PROBLEM REQUIREMENTS: Output every line of the material exactly, omitting images.

DATA:
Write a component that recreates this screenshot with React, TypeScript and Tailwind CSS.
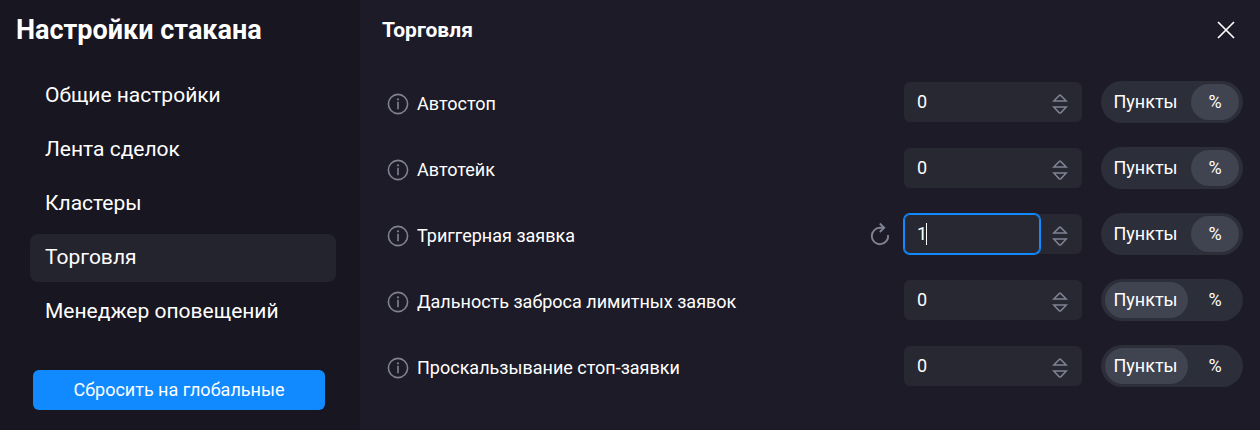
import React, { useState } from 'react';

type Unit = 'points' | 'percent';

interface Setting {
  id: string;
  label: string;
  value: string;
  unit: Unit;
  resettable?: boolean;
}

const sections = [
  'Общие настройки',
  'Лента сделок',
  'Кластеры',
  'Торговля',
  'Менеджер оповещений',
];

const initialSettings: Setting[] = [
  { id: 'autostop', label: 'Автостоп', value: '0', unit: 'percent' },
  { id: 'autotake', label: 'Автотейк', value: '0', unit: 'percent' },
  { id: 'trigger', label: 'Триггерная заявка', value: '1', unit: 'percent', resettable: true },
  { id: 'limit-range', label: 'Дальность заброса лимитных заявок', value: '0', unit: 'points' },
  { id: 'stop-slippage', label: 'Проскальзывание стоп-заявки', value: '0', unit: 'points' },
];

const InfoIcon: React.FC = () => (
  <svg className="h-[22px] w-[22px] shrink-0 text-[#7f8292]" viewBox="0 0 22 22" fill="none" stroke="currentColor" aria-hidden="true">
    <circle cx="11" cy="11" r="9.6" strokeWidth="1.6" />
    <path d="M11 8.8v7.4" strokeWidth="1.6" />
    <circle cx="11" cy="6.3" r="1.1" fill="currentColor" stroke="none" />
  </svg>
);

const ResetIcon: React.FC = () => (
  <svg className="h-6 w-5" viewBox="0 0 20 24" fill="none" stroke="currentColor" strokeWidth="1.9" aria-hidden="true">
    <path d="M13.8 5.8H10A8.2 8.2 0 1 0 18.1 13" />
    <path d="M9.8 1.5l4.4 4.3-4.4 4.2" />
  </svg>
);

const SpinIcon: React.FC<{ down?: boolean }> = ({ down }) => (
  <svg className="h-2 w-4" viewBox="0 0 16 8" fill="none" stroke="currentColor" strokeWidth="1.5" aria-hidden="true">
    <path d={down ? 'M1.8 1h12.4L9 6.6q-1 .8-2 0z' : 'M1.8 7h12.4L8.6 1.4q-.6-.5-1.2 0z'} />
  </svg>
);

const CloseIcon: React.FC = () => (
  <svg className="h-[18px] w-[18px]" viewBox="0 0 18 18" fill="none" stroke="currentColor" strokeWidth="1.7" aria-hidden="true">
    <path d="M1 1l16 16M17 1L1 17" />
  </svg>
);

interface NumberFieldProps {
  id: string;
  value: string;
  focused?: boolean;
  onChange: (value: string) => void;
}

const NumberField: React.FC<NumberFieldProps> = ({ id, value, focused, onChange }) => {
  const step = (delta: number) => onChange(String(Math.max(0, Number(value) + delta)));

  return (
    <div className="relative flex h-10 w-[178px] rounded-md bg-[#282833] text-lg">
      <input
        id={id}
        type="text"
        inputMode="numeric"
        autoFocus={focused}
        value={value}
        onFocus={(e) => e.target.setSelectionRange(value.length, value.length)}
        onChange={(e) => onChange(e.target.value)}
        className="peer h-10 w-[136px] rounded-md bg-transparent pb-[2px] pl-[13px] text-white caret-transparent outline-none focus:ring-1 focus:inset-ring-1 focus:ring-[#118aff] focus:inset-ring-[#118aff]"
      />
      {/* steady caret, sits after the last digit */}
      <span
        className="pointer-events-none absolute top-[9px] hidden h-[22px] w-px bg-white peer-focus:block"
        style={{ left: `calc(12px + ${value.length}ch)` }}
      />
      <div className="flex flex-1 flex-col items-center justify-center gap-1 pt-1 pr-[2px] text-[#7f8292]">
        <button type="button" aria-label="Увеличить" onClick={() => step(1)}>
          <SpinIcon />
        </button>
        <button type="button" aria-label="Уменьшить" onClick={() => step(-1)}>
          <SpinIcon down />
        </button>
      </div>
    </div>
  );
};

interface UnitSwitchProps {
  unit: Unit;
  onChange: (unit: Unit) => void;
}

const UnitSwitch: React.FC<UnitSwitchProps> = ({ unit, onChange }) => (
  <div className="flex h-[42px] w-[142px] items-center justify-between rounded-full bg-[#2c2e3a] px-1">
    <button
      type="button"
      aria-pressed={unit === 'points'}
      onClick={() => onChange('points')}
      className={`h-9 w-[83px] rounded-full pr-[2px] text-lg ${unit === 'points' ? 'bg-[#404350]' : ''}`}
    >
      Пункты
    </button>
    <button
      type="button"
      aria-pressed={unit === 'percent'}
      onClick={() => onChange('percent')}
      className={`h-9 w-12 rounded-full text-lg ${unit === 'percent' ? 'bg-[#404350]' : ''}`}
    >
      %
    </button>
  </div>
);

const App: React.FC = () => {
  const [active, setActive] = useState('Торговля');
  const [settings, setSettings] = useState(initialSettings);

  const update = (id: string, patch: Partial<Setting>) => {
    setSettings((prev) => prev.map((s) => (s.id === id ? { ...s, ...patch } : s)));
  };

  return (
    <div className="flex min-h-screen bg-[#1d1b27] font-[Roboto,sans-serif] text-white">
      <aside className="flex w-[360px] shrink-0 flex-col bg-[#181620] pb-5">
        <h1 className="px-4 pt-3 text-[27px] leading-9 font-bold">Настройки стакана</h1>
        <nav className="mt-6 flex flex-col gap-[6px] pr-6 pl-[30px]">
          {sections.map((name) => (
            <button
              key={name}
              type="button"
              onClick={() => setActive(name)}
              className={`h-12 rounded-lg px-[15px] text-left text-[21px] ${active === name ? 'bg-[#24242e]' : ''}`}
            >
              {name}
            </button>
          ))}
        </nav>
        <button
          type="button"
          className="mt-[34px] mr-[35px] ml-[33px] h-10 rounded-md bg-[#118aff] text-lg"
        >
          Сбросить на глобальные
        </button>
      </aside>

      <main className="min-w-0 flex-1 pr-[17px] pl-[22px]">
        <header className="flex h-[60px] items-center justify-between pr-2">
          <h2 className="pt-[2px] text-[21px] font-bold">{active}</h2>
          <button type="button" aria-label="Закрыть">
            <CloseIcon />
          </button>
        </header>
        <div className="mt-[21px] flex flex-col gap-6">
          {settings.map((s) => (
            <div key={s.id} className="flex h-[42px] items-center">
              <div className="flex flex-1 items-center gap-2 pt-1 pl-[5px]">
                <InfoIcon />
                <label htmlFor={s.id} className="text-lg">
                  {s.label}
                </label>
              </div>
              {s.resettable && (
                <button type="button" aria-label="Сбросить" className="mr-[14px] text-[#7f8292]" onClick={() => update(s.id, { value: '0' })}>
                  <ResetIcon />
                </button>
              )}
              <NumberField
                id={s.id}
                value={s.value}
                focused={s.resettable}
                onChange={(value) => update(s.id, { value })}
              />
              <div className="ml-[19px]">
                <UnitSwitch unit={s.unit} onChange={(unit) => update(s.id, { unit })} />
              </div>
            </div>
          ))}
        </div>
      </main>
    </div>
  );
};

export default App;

ANSWER TO THE EXERCISE:
Write a component that recreates this screenshot with React, TypeScript and Tailwind CSS.
import React, { useState } from 'react';

type Unit = 'points' | 'percent';

interface Setting {
  id: string;
  label: string;
  value: string;
  unit: Unit;
  resettable?: boolean;
}

const sections = [
  'Общие настройки',
  'Лента сделок',
  'Кластеры',
  'Торговля',
  'Менеджер оповещений',
];

const initialSettings: Setting[] = [
  { id: 'autostop', label: 'Автостоп', value: '0', unit: 'percent' },
  { id: 'autotake', label: 'Автотейк', value: '0', unit: 'percent' },
  { id: 'trigger', label: 'Триггерная заявка', value: '1', unit: 'percent', resettable: true },
  { id: 'limit-range', label: 'Дальность заброса лимитных заявок', value: '0', unit: 'points' },
  { id: 'stop-slippage', label: 'Проскальзывание стоп-заявки', value: '0', unit: 'points' },
];

const InfoIcon: React.FC = () => (
  <svg className="h-[22px] w-[22px] shrink-0 text-[#7f8292]" viewBox="0 0 22 22" fill="none" stroke="currentColor" aria-hidden="true">
    <circle cx="11" cy="11" r="9.6" strokeWidth="1.6" />
    <path d="M11 8.8v7.4" strokeWidth="1.6" />
    <circle cx="11" cy="6.3" r="1.1" fill="currentColor" stroke="none" />
  </svg>
);

const ResetIcon: React.FC = () => (
  <svg className="h-6 w-5" viewBox="0 0 20 24" fill="none" stroke="currentColor" strokeWidth="1.9" aria-hidden="true">
    <path d="M13.8 5.8H10A8.2 8.2 0 1 0 18.1 13" />
    <path d="M9.8 1.5l4.4 4.3-4.4 4.2" />
  </svg>
);

const SpinIcon: React.FC<{ down?: boolean }> = ({ down }) => (
  <svg className="h-2 w-4" viewBox="0 0 16 8" fill="none" stroke="currentColor" strokeWidth="1.5" aria-hidden="true">
    <path d={down ? 'M1.8 1h12.4L9 6.6q-1 .8-2 0z' : 'M1.8 7h12.4L8.6 1.4q-.6-.5-1.2 0z'} />
  </svg>
);

const CloseIcon: React.FC = () => (
  <svg className="h-[18px] w-[18px]" viewBox="0 0 18 18" fill="none" stroke="currentColor" strokeWidth="1.7" aria-hidden="true">
    <path d="M1 1l16 16M17 1L1 17" />
  </svg>
);

interface NumberFieldProps {
  id: string;
  value: string;
  focused?: boolean;
  onChange: (value: string) => void;
}

const NumberField: React.FC<NumberFieldProps> = ({ id, value, focused, onChange }) => {
  const step = (delta: number) => onChange(String(Math.max(0, Number(value) + delta)));

  return (
    <div className="relative flex h-10 w-[178px] rounded-md bg-[#282833] text-lg">
      <input
        id={id}
        type="text"
        inputMode="numeric"
        autoFocus={focused}
        value={value}
        onFocus={(e) => e.target.setSelectionRange(value.length, value.length)}
        onChange={(e) => onChange(e.target.value)}
        className="peer h-10 w-[136px] rounded-md bg-transparent pb-[2px] pl-[13px] text-white caret-transparent outline-none focus:ring-1 focus:inset-ring-1 focus:ring-[#118aff] focus:inset-ring-[#118aff]"
      />
      {/* steady caret, sits after the last digit */}
      <span
        className="pointer-events-none absolute top-[9px] hidden h-[22px] w-px bg-white peer-focus:block"
        style={{ left: `calc(12px + ${value.length}ch)` }}
      />
      <div className="flex flex-1 flex-col items-center justify-center gap-1 pt-1 pr-[2px] text-[#7f8292]">
        <button type="button" aria-label="Увеличить" onClick={() => step(1)}>
          <SpinIcon />
        </button>
        <button type="button" aria-label="Уменьшить" onClick={() => step(-1)}>
          <SpinIcon down />
        </button>
      </div>
    </div>
  );
};

interface UnitSwitchProps {
  unit: Unit;
  onChange: (unit: Unit) => void;
}

const UnitSwitch: React.FC<UnitSwitchProps> = ({ unit, onChange }) => (
  <div className="flex h-[42px] w-[142px] items-center justify-between rounded-full bg-[#2c2e3a] px-1">
    <button
      type="button"
      aria-pressed={unit === 'points'}
      onClick={() => onChange('points')}
      className={`h-9 w-[83px] rounded-full pr-[2px] text-lg ${unit === 'points' ? 'bg-[#404350]' : ''}`}
    >
      Пункты
    </button>
    <button
      type="button"
      aria-pressed={unit === 'percent'}
      onClick={() => onChange('percent')}
      className={`h-9 w-12 rounded-full text-lg ${unit === 'percent' ? 'bg-[#404350]' : ''}`}
    >
      %
    </button>
  </div>
);

const App: React.FC = () => {
  const [active, setActive] = useState('Торговля');
  const [settings, setSettings] = useState(initialSettings);

  const update = (id: string, patch: Partial<Setting>) => {
    setSettings((prev) => prev.map((s) => (s.id === id ? { ...s, ...patch } : s)));
  };

  return (
    <div className="flex min-h-screen bg-[#1d1b27] font-[Roboto,sans-serif] text-white">
      <aside className="flex w-[360px] shrink-0 flex-col bg-[#181620] pb-5">
        <h1 className="px-4 pt-3 text-[27px] leading-9 font-bold">Настройки стакана</h1>
        <nav className="mt-6 flex flex-col gap-[6px] pr-6 pl-[30px]">
          {sections.map((name) => (
            <button
              key={name}
              type="button"
              onClick={() => setActive(name)}
              className={`h-12 rounded-lg px-[15px] text-left text-[21px] ${active === name ? 'bg-[#24242e]' : ''}`}
            >
              {name}
            </button>
          ))}
        </nav>
        <button
          type="button"
          className="mt-[34px] mr-[35px] ml-[33px] h-10 rounded-md bg-[#118aff] text-lg"
        >
          Сбросить на глобальные
        </button>
      </aside>

      <main className="min-w-0 flex-1 pr-[17px] pl-[22px]">
        <header className="flex h-[60px] items-center justify-between pr-2">
          <h2 className="pt-[2px] text-[21px] font-bold">{active}</h2>
          <button type="button" aria-label="Закрыть">
            <CloseIcon />
          </button>
        </header>
        <div className="mt-[21px] flex flex-col gap-6">
          {settings.map((s) => (
            <div key={s.id} className="flex h-[42px] items-center">
              <div className="flex flex-1 items-center gap-2 pt-1 pl-[5px]">
                <InfoIcon />
                <label htmlFor={s.id} className="text-lg">
                  {s.label}
                </label>
              </div>
              {s.resettable && (
                <button type="button" aria-label="Сбросить" className="mr-[14px] text-[#7f8292]" onClick={() => update(s.id, { value: '0' })}>
                  <ResetIcon />
                </button>
              )}
              <NumberField
                id={s.id}
                value={s.value}
                focused={s.resettable}
                onChange={(value) => update(s.id, { value })}
              />
              <div className="ml-[19px]">
                <UnitSwitch unit={s.unit} onChange={(unit) => update(s.id, { unit })} />
              </div>
            </div>
          ))}
        </div>
      </main>
    </div>
  );
};

export default App;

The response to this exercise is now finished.